Доехали — скорей в тепло. Железная бочка, приспособленная под печь, уже красным-красна, недолго ей покраснеть; брезентовые робы, деревенеющие на морозе, обмякли. Идет пар от кружки с кипятком, витает над кружкой чья-то будняя забота.
А иной отлетает мыслью от этих буден, отлетает; ему сейчас, перед тем как выйти на мороз до самого обеда, другого тепла надобно.
Мое лицо на ощупь — замшевое, так шершавится кожа от сварки. И что я вот сейчас чувствую, чем жив? А то я чувствую и тем жив, что свой я среди своих, что их заботы — мои заботы и что их, какие ни есть, радости — и мои тоже.
— Был у нас в деревне кипун-колодец, — умильно щурится на свет окна Пименов. — Вот где водица была слатенька!..
Он приканчивает уже вторую кружку, он лыс и безбров, веки у него вывернуты, глаза смиренны.
— Нет слаще березового молока, — вспоминает кто-то. — Это, брат, весной!
В нашей избе-времянке, в которой до этого квартировали геологи, а еще раньше жил замшелый карел-отшельник, словно бы единый широкий вздох пролетел: весна вспомянулась.
Входит бригадир Лешка Голованов, огромный, рыхлый, всегда по-мальчишески краснолицый, легко краснеющий еще больше того беспричинно, и объясняет, что рабочий день актируется.
— Пошабашим, товарищи, я только что с планерки: у Карловича на термометре минус сорок. Уходить никому не велено, будем сидеть в будке. Может, мороз отпустит.
— Право слово, сам не ам и другим не дам! Черт горбатый, нет чтобы по-людски вырядить! — несется по адресу начальника стройучастка. Все сейчас всколыхнулись, кроме бригадира, против него.
Он — горбун, с длинными руками и с длинным бледным лицом, с белыми бесцветными глазами в глубоких глазницах, в коротком овчинном кожушке и в литых сапогах, в которых двоится лаковой черноты солнце. Величают его по отчеству Карловичем, он финн, лет ему будет под тридцать.
— Вся оплата по акту — рваный рублевик, — толкует бригада. — Мы тут ни ухом, ни рылом не виноваты, потому — стужа, вот и сделай милость, освободи народ, увези в поселок…

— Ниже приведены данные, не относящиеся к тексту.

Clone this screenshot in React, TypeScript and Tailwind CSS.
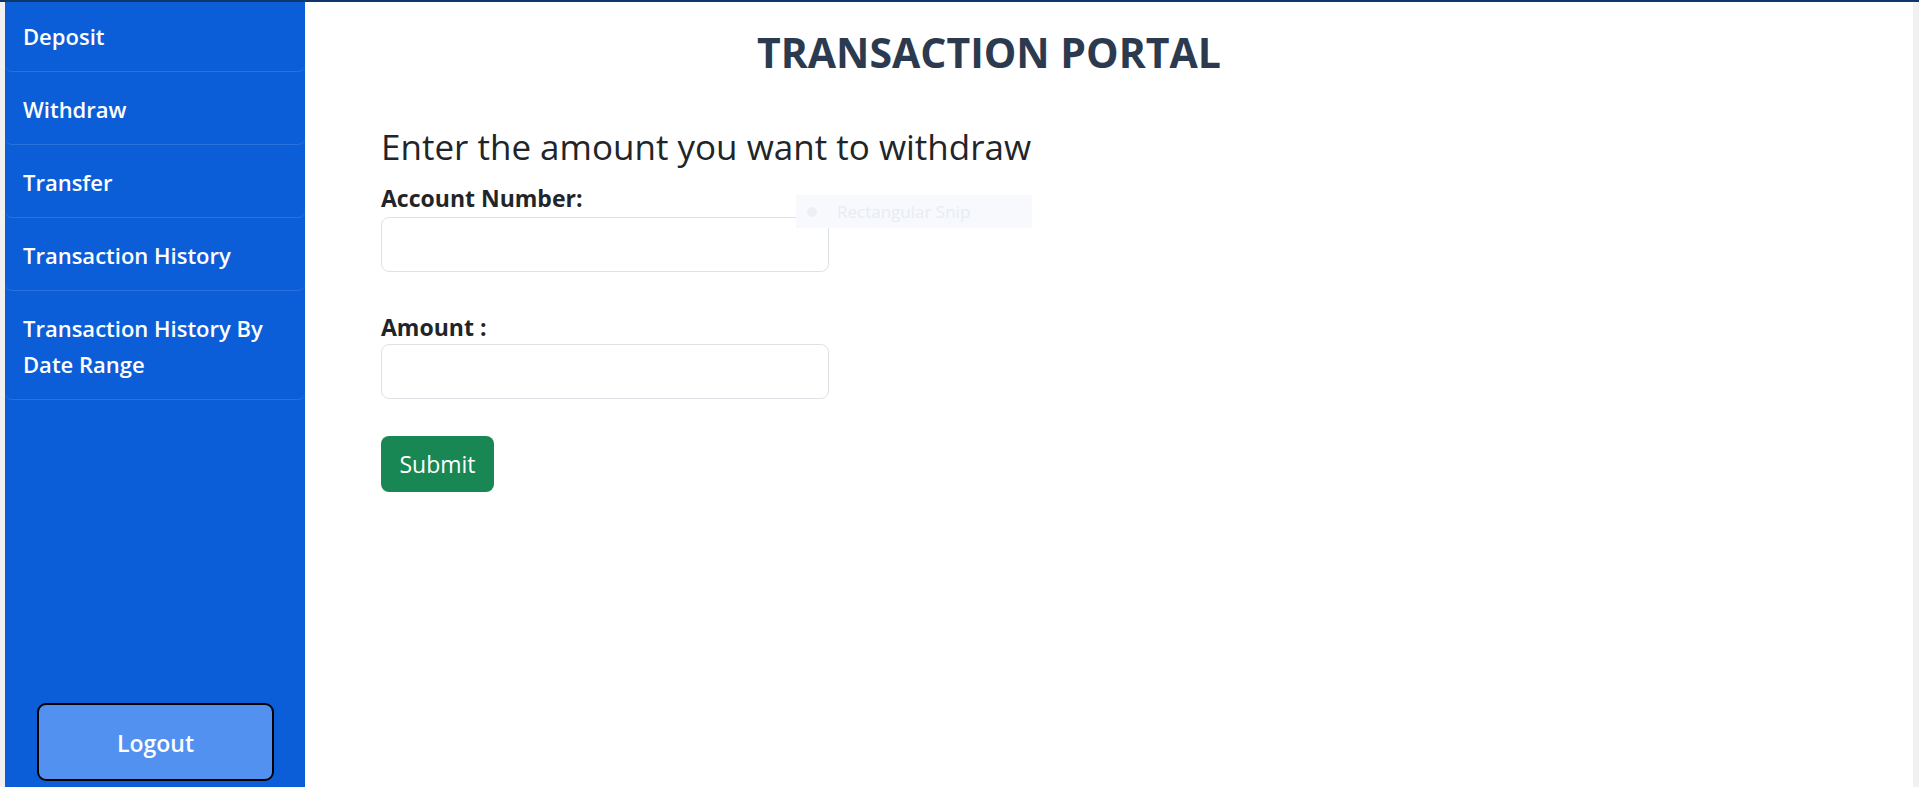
import { useState } from 'react'

const menu = ['Deposit', 'Withdraw', 'Transfer', 'Transaction History', 'Transaction History By Date Range']

function Sidebar() {
  return (
    <aside className="w-[300px] shrink-0 bg-[#0b5ed7] flex flex-col text-white">
      <ul>
        {menu.map((m, i) => (
          <li
            key={m}
            className={`pl-[18px] pr-4 pb-[17px] ${i === 0 ? 'pt-[16px]' : 'pt-[19px]'} border-b border-[#2a71de] rounded-b-[7px] text-[22px] leading-[36px] font-semibold cursor-pointer`}
          >
            {m}
          </li>
        ))}
      </ul>
      <button className="mt-auto mb-[6px] ml-[32px] w-[237px] h-[78px] pt-[2px] rounded-[9px] border-2 border-black bg-[#5391f1] text-[23px] font-semibold text-white">
        Logout
      </button>
    </aside>
  )
}

export default function App() {
  const [account, setAccount] = useState('')
  const [amount, setAmount] = useState('')

  return (
    <div className="h-screen flex flex-col bg-white text-[#212529] font-['Open_Sans',sans-serif]">
      <div className="h-[2px] bg-[#0c3768] shrink-0" />
      <div className="flex flex-1 min-h-0">
        <div className="w-[5px] shrink-0 bg-[#f1f1f1]" />
        <Sidebar />
        <main className="relative flex-1 pl-[76px] pt-[25px]">
          <h1 className="w-[1216px] text-center text-[41px] leading-[50px] font-bold text-[#2b3a4f]">
            TRANSACTION PORTAL
          </h1>
          <h2 className="mt-[48px] text-[35px] leading-[44px] font-normal">
            Enter the amount you want to withdraw
          </h2>
          <form onSubmit={(e) => e.preventDefault()}>
            <label className="block mt-[15px] text-[23px] leading-[28px] font-bold">Account Number:</label>
            <input
              value={account}
              onChange={(e) => setAccount(e.target.value)}
              className="mt-[5px] w-[448px] h-[55px] rounded-[8px] border border-[#dee2e6] px-3 outline-none"
            />
            <label className="block mt-[41px] text-[23px] leading-[28px] font-bold">Amount :</label>
            <input
              value={amount}
              onChange={(e) => setAmount(e.target.value)}
              className="mt-[3px] w-[448px] h-[55px] rounded-[8px] border border-[#dee2e6] px-3 outline-none"
            />
            <div>
              <button className="mt-[37px] w-[113px] h-[56px] rounded-[8px] bg-[#198754] text-white text-[23px]">
                Submit
              </button>
            </div>
          </form>

          {/* faint snipping-tool hint left over in the screenshot */}
          <div className="absolute left-[491px] top-[193px] w-[236px] h-[33px] bg-[#f7f9fd] flex items-center gap-[20px] pl-[11px] pointer-events-none">
            <span className="w-[10px] h-[10px] rounded-full bg-[#eceff3]" />
            <span className="text-[17px] text-[#e8ecf2]">Rectangular Snip</span>
          </div>
        </main>
        <div className="w-[6px] shrink-0 bg-[#f1f1f1]" />
      </div>
    </div>
  )
}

— Должно быть, выжидает он, с морозом теперь советуется… — говорит свою догадку Лешка Голованов, свекольно выкраснев.
— День все одно негожий: на воле дышать трудно, работа не сладится, — горячатся, доказывают ему.
— Для Карловича самое первое — стройка, об этом у него вся болезнь; с него тоже семь шкур спустят, не помилуют, если что… А я вовсе подначальный, мне ничего не надо доказывать! — ответствует Лешка. Он и конфузится в своей роли третьей стороны, ему не хочется упасть в глазах бригады, и от начальника стройучастка он зависим. Мало ли что! Нет, Лешка начальника не похает, не выдаст теперь.